The value of the £1.3 trillion private rental sector grew by £6 billion in the last year, as the expansion of supply dwindled, and property prices weakened in several parts of the country. The value of the average rental property has risen by 0.3 per cent in the last year, with Brexit uncertainty gripping the wider housing market
As the costs of property investment rise, landlords are seeking to recoup these in higher rents to preserve their profitability and protect rising yields. Around a quarter (24 per cent) of landlords, already expect to raise rents in the next six months, nearly five times the number that expect to reduce them.
Improved finances among tenants is also allowing more leeway. Wages are currently rising at 3.4 per cent, up from 2.9 per cent a year ago and well in excess of inflation.
Professional landlords are not just seeking to recoup higher tax costs in the form of higher rents. Many now operate via limited companies to mitigate the impact of the changes to mortgage tax relief. Analysis of Kent Reliance for Intermediaries’ mortgage data shows that in the first quarter of 2019, 72 per cent of buy to let mortgage applications were made through a limited company, significantly higher than in 2016 (45 per cent).
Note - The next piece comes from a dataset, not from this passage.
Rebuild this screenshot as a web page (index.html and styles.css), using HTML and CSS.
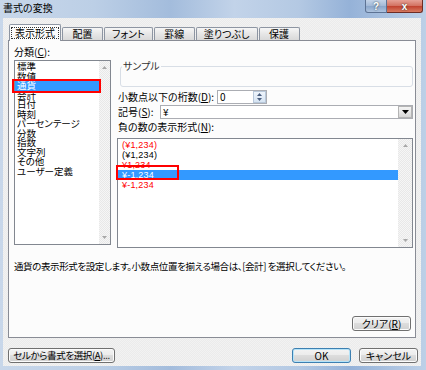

Andy Golding, Chief Executive of OneSavings Bank, commented: ‘Landlords have rolled with the punches as best they can, but there is no escaping that growth is subdued in the private rented sector following four years of government intervention. Brexit uncertainty has only compounded this issue, having the obvious knock-on-effect on landlords’ confidence.
‘The positive news is that for those landlords looking to expand their portfolios, underlying market conditions seem to be changing. Yields are climbing as rents rise faster than house prices, providing further opportunities for committed investors.’